Configuring a new sink Connector

  1. Follow the Creating streams documentation in order to create one stream and deploy it onto an environment.
    The name of the stream will be my_snowflake_stream.
    The key/value types will be String/String.

  2. Follow the Configure and install a connector documentation to set up a new Connector-Application.
    Let’s call it my_snowflake_sink.
    The plugin name is com.snowflake.kafka.connector.SnowflakeSinkConnector.
    If a plugin isn’t available, ask a platform operator to install plugins.

  3. Produce some String/String events to the my_snowflake_stream stream. You can follow the producer documentation and examples.

  4. Provide the following minimal configuration in order to connect to the previously configured Snowflake instance.
    For advanced configuration, see the official sink connector documentation.

    topics

    my_snowflake_stream

    key.converter

    org.apache.kafka.connect.storage.StringConverter

    value.converter

    org.apache.kafka.connect.storage.StringConverter

    snowflake.database.name

    SF_DATABASE

    snowflake.schema.name

    SF_SCHEMA

    snowflake.role.name

    SF_ROLE

    snowflake.topic2table.map

    my_snowflake_stream:SF_TABLE

    snowflake.user.name
    Your user account name, the one you log into Snowflake with. Not your e-mail.

    Example value:
    JOHN

    snowflake.url.name
    This is the URL you acquired from snowflake via the second worksheet.

    Example value:
    ab12345.europe-west4.gcp.snowflakecomputing.com

    snowflake.private.key
    This is the private key you generated at the beginning, in the MY_SNOWFLAKE_COMPACT.key file.

    Example value:
    MIIEvgIBAD…​WQ9zu9

    snowflake.private.key.passphrase
    Since we created a plaintext key, no password is necessary

    Make sure this field is empty (has no value).
    I.e. If it contains the word [hidden] by default, you have to delete it.
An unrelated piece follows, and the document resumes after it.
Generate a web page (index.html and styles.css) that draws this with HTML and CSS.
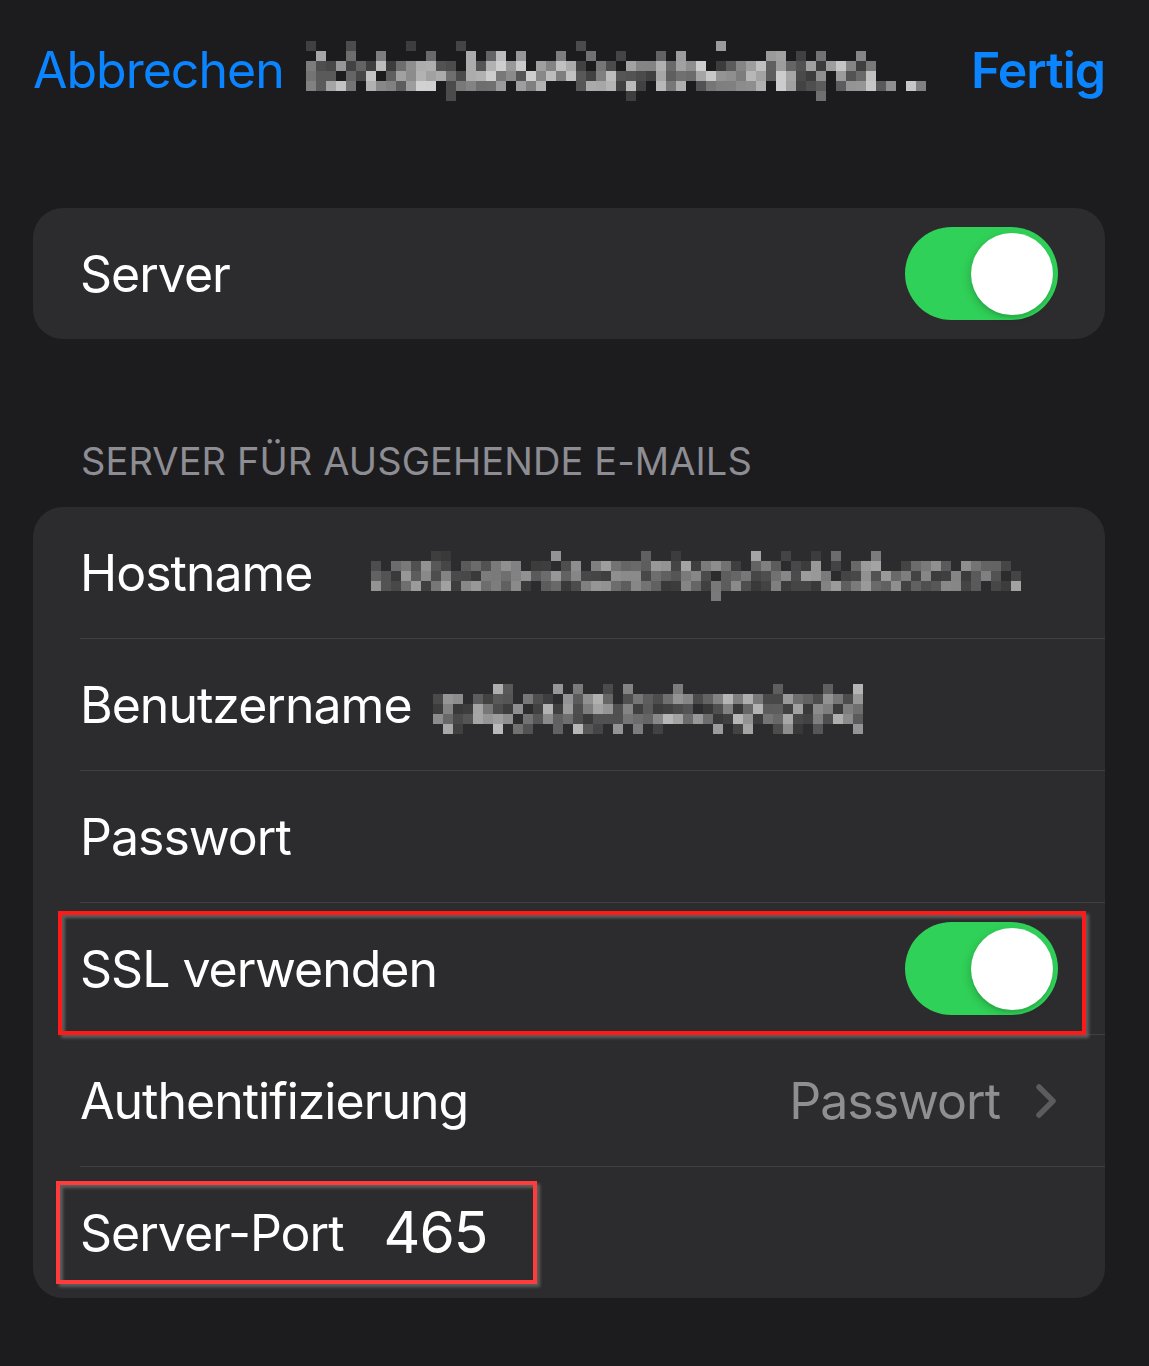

  5. Authorize the my_snowflake_sink sink Connector-Application to consume the my_snowflake_stream stream.

  6. You can now start the sink Connector-Application.

  7. Let’s find the events in Snowflake.

    • Go to the Snowflake Homepage.

    • On the left-side menu, select Data → Databases

    • A new menu appears on the right. Expand SF_DATABASE → SF_SCHEMA → Tables → SF_TABLE

    • The table menu opens. Click the Data Preview tab.

    • Click the Select Warehouse button right below, and select SF_WAREHOUSE.

      Snowflake UI, in the "Data Preview" tab of a selected table

      If nothing is displayed, click the Refresh icon in the top-right corner of the page. You might have to wait up to 2 minutes, as the Snowflake connector sends messages in batches.

Cleanup

Once you are done, stop the Connector-Application and cleanup the unused axual resources.
In order to clean up your Snowflake resources, you can run the following in a worksheet (don’t forget to edit YOUR_USERNAME):

DROP DATABASE SF_DATABASE;
ALTER USER YOUR_USERNAME SET DEFAULT_ROLE = ACCOUNTADMIN;
DROP ROLE SF_ROLE;
DROP WAREHOUSE SF_WAREHOUSE;

You can now also delete all your worksheets.

License

Snowflake sink-Connector is licensed under the Apache License, Version 2.0.

Source code

The source code for the Connect-Plugin can be found at github.com/snowflakedb/snowflake-kafka-connector.